Now Fillon's moral laxity opens another door - to his right. Le Pen leads the most 'traditional' party in France. It is a movement that predates WW2. Fillon's failure means Le Pen can reach out beyond her long-term base in the direction of those in fear over immigration and towards those who seek nationalist solutions to the damage caused by globalisation. Imagine the electoral temptation of a British UKIP, but now in France without the equivalent of a hard core Tory right wing to divert its progress. 
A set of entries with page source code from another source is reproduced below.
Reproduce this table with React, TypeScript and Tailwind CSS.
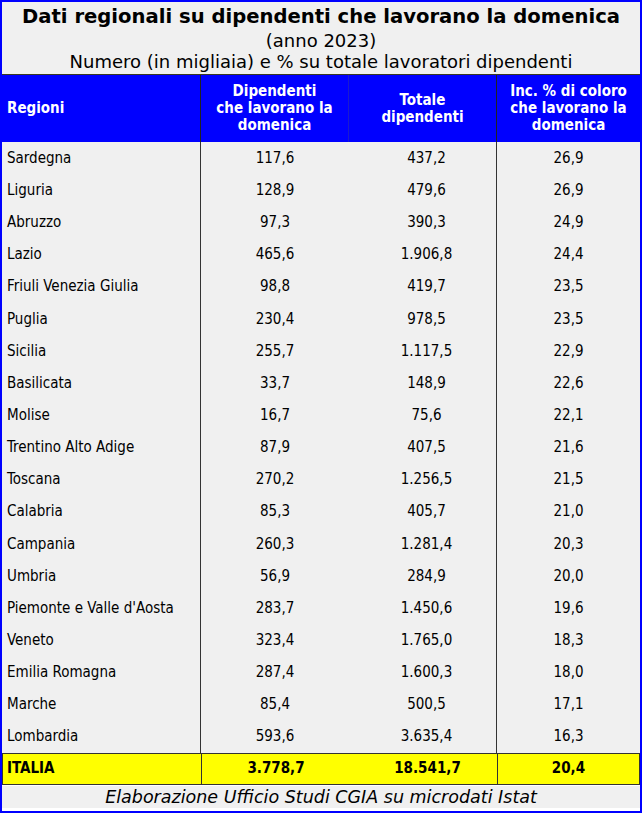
const ROWS: [string, string, string, string][] = [
  ['Sardegna', '117,6', '437,2', '26,9'],
  ['Liguria', '128,9', '479,6', '26,9'],
  ['Abruzzo', '97,3', '390,3', '24,9'],
  ['Lazio', '465,6', '1.906,8', '24,4'],
  ['Friuli Venezia Giulia', '98,8', '419,7', '23,5'],
  ['Puglia', '230,4', '978,5', '23,5'],
  ['Sicilia', '255,7', '1.117,5', '22,9'],
  ['Basilicata', '33,7', '148,9', '22,6'],
  ['Molise', '16,7', '75,6', '22,1'],
  ['Trentino Alto Adige', '87,9', '407,5', '21,6'],
  ['Toscana', '270,2', '1.256,5', '21,5'],
  ['Calabria', '85,3', '405,7', '21,0'],
  ['Campania', '260,3', '1.281,4', '20,3'],
  ['Umbria', '56,9', '284,9', '20,0'],
  ["Piemonte e Valle d'Aosta", '283,7', '1.450,6', '19,6'],
  ['Veneto', '323,4', '1.765,0', '18,3'],
  ['Emilia Romagna', '287,4', '1.600,3', '18,0'],
  ['Marche', '85,4', '500,5', '17,1'],
  ['Lombardia', '593,6', '3.635,4', '16,3'],
];

const FONT = "font-['DejaVu_Sans_Condensed','DejaVu_Sans',sans-serif]";
const WIDE = "font-['DejaVu_Sans',sans-serif]";
const COLS = 'grid grid-cols-[199px_148px_148px_1fr]';

export default function App() {
  return (
    <div className={`h-[813px] w-[642px] border-2 border-[#0000ff] bg-white ${FONT} text-black`}>
      <div className={`flex h-[72px] flex-col items-center bg-[#f0f0f0] pt-[5px] leading-none ${WIDE}`}>
        <div className="text-[19.6px] font-bold">Dati regionali su dipendenti che lavorano la domenica</div>
        <div className="mt-[5px] text-[18px]">(anno 2023)</div>
        <div className="mt-[3px] text-[18px]">Numero (in migliaia) e % su totale lavoratori dipendenti</div>
      </div>

      <div className={`${COLS} h-[68px] border-t border-[#3a3a20] bg-[#0000ff] text-[15px] font-bold leading-[17px] text-white`}>
        <div className="flex items-center border-r border-[#222] pl-[5px]">Regioni</div>
        <div className="flex items-center justify-center border-r border-[#1a1ad0] text-center">
          Dipendenti<br />che lavorano la<br />domenica
        </div>
        <div className="flex items-center justify-center border-r border-[#222] text-center">
          Totale<br />dipendenti
        </div>
        <div className="flex items-center justify-center text-center">
          Inc. % di coloro<br />che lavorano la<br />domenica
        </div>
      </div>

      {ROWS.map(([r, a, b, c]) => (
        <div key={r} className={`${COLS} h-[32.15px] bg-[#f0f0f0] text-[15px]`}>
          <div className="flex items-center border-r border-[#333] pl-[5px]">{r}</div>
          <div className="flex items-center justify-center">{a}</div>
          <div className="flex items-center justify-center border-r border-[#333] pl-[8px]">{b}</div>
          <div className="flex items-center justify-center">{c}</div>
        </div>
      ))}

      <div className={`${COLS} h-[32px] border border-[#333] bg-[#ffff00] text-[15px] font-bold`}>
        <div className="flex items-center border-r border-[#333] pl-[4px]">ITALIA</div>
        <div className="flex items-center justify-center">3.778,7</div>
        <div className="flex items-center justify-center border-r border-[#333] pl-[8px]">18.541,7</div>
        <div className="flex items-center justify-center">20,4</div>
      </div>

      <div className={`mt-[1px] flex h-[22px] items-center justify-center bg-[#f0f0f0] text-[17.5px] italic ${WIDE}`}>
        Elaborazione Ufficio Studi CGIA su microdati Istat
      </div>
    </div>
  );
}
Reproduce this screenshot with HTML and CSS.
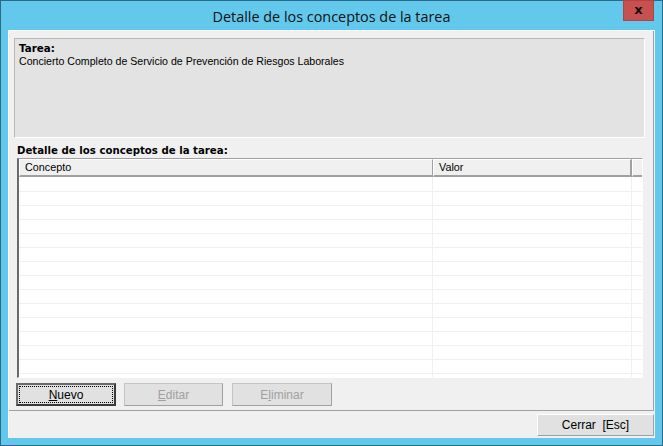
FILE: index.html
```html
<!DOCTYPE html>
<html>
<head>
<meta charset="utf-8">
<link rel="stylesheet" href="styles.css">
</head>
<body>
<div class="window">
  <div class="titlebar">
    <span class="title">Detalle de los conceptos de la tarea</span>
    <div class="close">x</div>
  </div>
  <div class="client">
    <div class="main">
      <div class="task-panel">
        <div class="task-label">Tarea:</div>
        <div class="task-text">Concierto Completo de Servicio de Prevención de Riesgos Laborales</div>
      </div>
      <div class="grid-label">Detalle de los conceptos de la tarea:</div>
      <div class="grid">
        <div class="grid-head">
          <div class="hcell c1">Concepto</div>
          <div class="hcell c2">Valor</div>
          <div class="hcell c3"></div>
        </div>
        <div class="grid-body">
          <div class="vline v1"></div>
          <div class="vline v2"></div>
        </div>
      </div>
      <div class="actions">
        <button class="btn focused"><span class="focus-ring"><u>N</u>uevo</span></button>
        <button class="btn disabled"><u>E</u>ditar</button>
        <button class="btn disabled">E<u>l</u>iminar</button>
      </div>
    </div>
    <div class="footer">
      <button class="btn close-btn">Cerrar&nbsp; [Esc]</button>
    </div>
  </div>
</div>
</body>
</html>
```
FILE: styles.css
```css
html, body {
  margin: 0;
  padding: 0;
}
body {
  width: 663px;
  height: 446px;
  overflow: hidden;
  font-family: "Liberation Sans", Arial, sans-serif;
  font-size: 11px;
}
.window {
  box-sizing: border-box;
  width: 663px;
  height: 446px;
  border: 1px solid #2a6a88;
  background: #62c8ec;
  display: flex;
  flex-direction: column;
}
.titlebar {
  height: 29px;
  position: relative;
  display: flex;
  align-items: center;
  justify-content: center;
}
.title {
  font-family: "Open Sans", "Noto Sans", sans-serif;
  font-size: 14.4px;
  color: #111;
  margin-top: 1px;
}
.close {
  position: absolute;
  right: 8px;
  top: -1px;
  width: 31px;
  height: 21px;
  background: #c75050;
  color: #111;
  font-family: "DejaVu Sans", sans-serif;
  font-weight: bold;
  font-size: 13px;
  display: flex;
  align-items: center;
  justify-content: center;
  line-height: 1;
  padding-bottom: 2px;
  box-sizing: border-box;
  border: 1px solid #b04444;
}
.client {
  flex: 1;
  margin: 0 7px 7px 7px;
  background: #f0f0f0;
  border-top: 1px solid #fff;
  border-left: 1px solid #fff;
  display: flex;
  flex-direction: column;
}
.main {
  height: 380px;
  box-sizing: border-box;
  border-right: 1px solid #a0a0a0;
  border-bottom: 1px solid #a0a0a0;
  margin-right: 1px;
  padding: 7px 8px 0 5px;
  display: flex;
  flex-direction: column;
}
.task-panel {
  height: 100px;
  box-sizing: border-box;
  background: #e3e3e3;
  border: 1px solid #b9b9b9;
  border-right-color: #fff;
  border-bottom-color: #fff;
  padding: 3px 4px;
}
.task-label {
  font-weight: bold;
  font-family: "DejaVu Sans", sans-serif;
  font-size: 10.3px;
  color: #000;
  line-height: 13px;
}
.task-text {
  line-height: 13px;
  color: #000;
  font-size: 10.6px;
}
.grid-label {
  margin-top: 6px;
  margin-left: 3px;
  font-weight: bold;
  font-family: "DejaVu Sans", sans-serif;
  font-size: 10.2px;
  line-height: 14px;
  color: #000;
}
.grid {
  margin-left: 3px;
  margin-right: 2px;
  height: 220px;
  box-sizing: border-box;
  border-top: 1px solid #a0a0a0;
  border-left: 2px solid #6a6a6a;
  border-right: 1px solid #fff;
  border-bottom: 1px solid #fff;
  background: #fff;
  display: flex;
  flex-direction: column;
}
.grid-head {
  display: flex;
  height: 18px;
  box-sizing: border-box;
  background: #f0f0f0;
}
.hcell {
  box-sizing: border-box;
  height: 18px;
  border-top: 1px solid #fff;
  border-left: 1px solid #fff;
  border-bottom: 2px solid #a0a0a0;
  border-right: 2px solid #a0a0a0;
  padding-left: 5px;
  line-height: 15px;
  color: #000;
  font-size: 10.8px;
}
.c1 { width: 414px; border-right-width: 1px; }
.c2 { width: 199px; }
.c3 { flex: 1; border-right: 0; }
.grid-body {
  flex: 1;
  position: relative;
  background-color: #fff;
  background-image: repeating-linear-gradient(to bottom, #fff 0, #fff 13px, #f0f0f0 13px, #f0f0f0 14px);
  background-position: 0 1px;
}
.vline {
  position: absolute;
  top: 0;
  bottom: 0;
  width: 1px;
  background: #f0f0f0;
}
.v1 { left: 413px; }
.v2 { left: 612px; }
.actions {
  display: flex;
  gap: 8px;
  margin-top: 5px;
  margin-left: 2px;
}
.btn {
  width: 100px;
  height: 23px;
  box-sizing: border-box;
  background: #e1e1e1;
  border: 1px solid #adadad;
  font-family: "Liberation Sans", Arial, sans-serif;
  font-size: 12px;
  color: #000;
  padding: 0;
  margin: 0;
  display: flex;
  align-items: center;
  justify-content: center;
}
.actions .btn:nth-child(2) { width: 99px; margin-right: 1px; }
.btn.focused {
  border: 2px solid #555;
  border-color: #6a6a6a #3a3a3a #3a3a3a #6a6a6a;
  padding: 1px;
}
.focus-ring {
  display: flex;
  align-items: center;
  justify-content: center;
  width: 100%;
  height: 100%;
  box-sizing: border-box;
  border: 1px dotted #000;
}
.btn.disabled {
  color: #a0a0a0;
  border-color: #c4c4c4 #a0a0a0 #a0a0a0 #c4c4c4;
}
.footer {
  display: flex;
  justify-content: flex-end;
  padding: 3px 1px 0 0;
}
.close-btn {
  width: 117px;
  height: 22px;
  border-color: #fff #a0a0a0 #a0a0a0 #fff;
  font-size: 12px;
}
```
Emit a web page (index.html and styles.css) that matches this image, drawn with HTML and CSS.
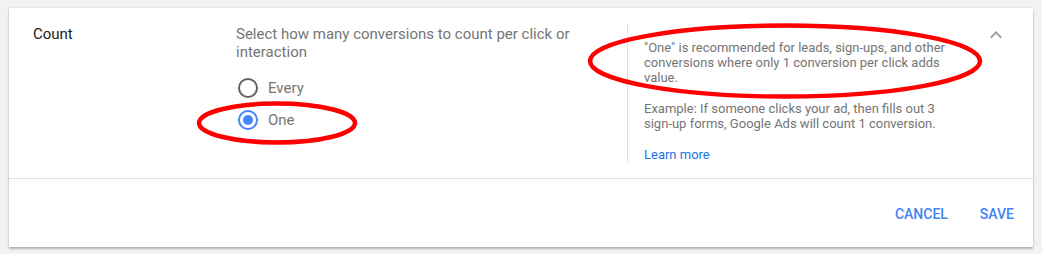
FILE: index.html
```html
<!DOCTYPE html>
<html lang="en">
<head>
    <meta charset="UTF-8">
    <title>Conversion settings - Count</title>
    <link rel="stylesheet" href="styles.css">
</head>
<body>
    <div class="card">
        <div class="setting-row">
            <div class="setting-label">Count</div>
            <div class="setting-body">
                <p class="question">Select how many conversions to count per click or interaction</p>
                <div class="radio-group">
                    <label class="radio"><span class="radio-circle"></span>Every</label>
                    <label class="radio checked"><span class="radio-circle"></span>One</label>
                </div>
            </div>
            <div class="setting-help">
                <p>"One" is recommended for leads, sign-ups, and other conversions where only 1 conversion per click adds value.</p>
                <p>Example: If someone clicks your ad, then fills out 3 sign-up forms, Google Ads will count 1 conversion.</p>
                <a class="learn-more" href="#">Learn more</a>
            </div>
            <svg class="collapse-icon" width="24" height="24" viewBox="0 0 24 24">
                <path d="M12 8l-6 6 1.41 1.41L12 10.83l4.59 4.58L18 14z"/>
            </svg>
        </div>
        <div class="card-actions">
            <button class="text-btn">Cancel</button>
            <button class="text-btn">Save</button>
        </div>
    </div>

    <!-- red annotation marks drawn over the screenshot -->
    <svg class="annotations" width="1042" height="254">
        <ellipse cx="277" cy="123" rx="78" ry="19.5"/>
        <ellipse cx="785" cy="61" rx="195" ry="35.5"/>
    </svg>
</body>
</html>
```

FILE: styles.css
```css
:root {
    --page-bg: #f2f2f2;
    --card-bg: #ffffff;
    --divider: #e0e0e0;
    --text-dark: #212121;
    --text-muted: #757575;
    --radio-grey: #616161;
    --blue: #4285f4;
    --link-blue: #1a73e8;
}
body {
    font-family: Roboto, "Liberation Sans", Arial, sans-serif;
    background-color: var(--page-bg);
    margin: 0;
    padding: 8px 9px;
    position: relative;
}
.card {
    width: 1024px;
    background-color: var(--card-bg);
    box-shadow: 0 2px 2px rgba(0, 0, 0, 0.24), 0 0 2px rgba(0, 0, 0, 0.12);
}
.setting-row {
    display: flex;
    align-items: flex-start;
    padding: 16px 25px 16px 24px;
    border-bottom: 1px solid var(--divider);
    height: 138px;
}
.setting-label {
    width: 203px;
    flex-shrink: 0;
    font-size: 15px;
    line-height: 20px;
    color: var(--text-dark);
}
.setting-body { width: 391px; flex-shrink: 0; padding-top: 1px; }
.question {
    margin: 0;
    width: 360px;
    font-size: 15px;
    line-height: 18px;
    color: var(--text-muted);
}
.radio-group { margin-top: 11px; display: flex; flex-direction: column; }
.radio {
    display: flex;
    align-items: center;
    height: 32px;
    font-size: 15px;
    color: var(--text-muted);
}
.radio-circle {
    width: 16px;
    height: 16px;
    margin: 0 10px 0 2px;
    border: 2px solid var(--radio-grey);
    border-radius: 50%;
    display: flex;
    align-items: center;
    justify-content: center;
}
.radio.checked .radio-circle { border-color: var(--blue); }
.radio.checked .radio-circle::after {
    content: "";
    width: 10px;
    height: 10px;
    border-radius: 50%;
    background-color: var(--blue);
}
.setting-help {
    width: 305px;
    height: 122px;
    padding: 16px 0 0 16px;
    border-left: 1px solid var(--divider);
    font-size: 13px;
    line-height: 15px;
    color: var(--text-muted);
}
.setting-help p { margin: 0 0 16px; }
.learn-more { color: var(--link-blue); text-decoration: none; }
.collapse-icon { margin: -1px 0 0 auto; fill: #9e9e9e; flex-shrink: 0; }
.card-actions {
    display: flex;
    justify-content: flex-end;
    align-items: center;
    gap: 16px;
    height: 68px;
    padding-right: 11px;
}
.text-btn {
    border: none;
    background: none;
    padding: 0 8px;
    font-family: inherit;
    font-size: 14px;
    font-weight: 500;
    text-transform: uppercase;
    color: var(--blue);
    margin-top: 2px;
}
.annotations {
    position: absolute;
    left: 0;
    top: 0;
    pointer-events: none;
}
.annotations ellipse { fill: none; stroke: #f00; stroke-width: 4.5; }
```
Most international and many French commentators describe the coming elections as a 'right shift' in French society. This is the simplistic conclusion emerging out of the collapse of the Social Democratic Party and the general fear of more ISIS attacks. The reality is both harsher and more significant. Undoubtedly France will be the axis on which the whole European/Western crisis swivels. But the elements that are coalescing and repelling each other, underneath the coming Presidential carnival, include a social revolutionary aspect as well as fear and political alienation. France's left political organisations may well require as great a non-sectarian reformation as the corrupt, 'ancien regime' needs its overthrow. Traditional French politics no longer work at either level. But that does not rule out insurgency and the creation of new, bold progress; not in the most revolutionary country in Europe and not in the absence so far of drastic social defeat.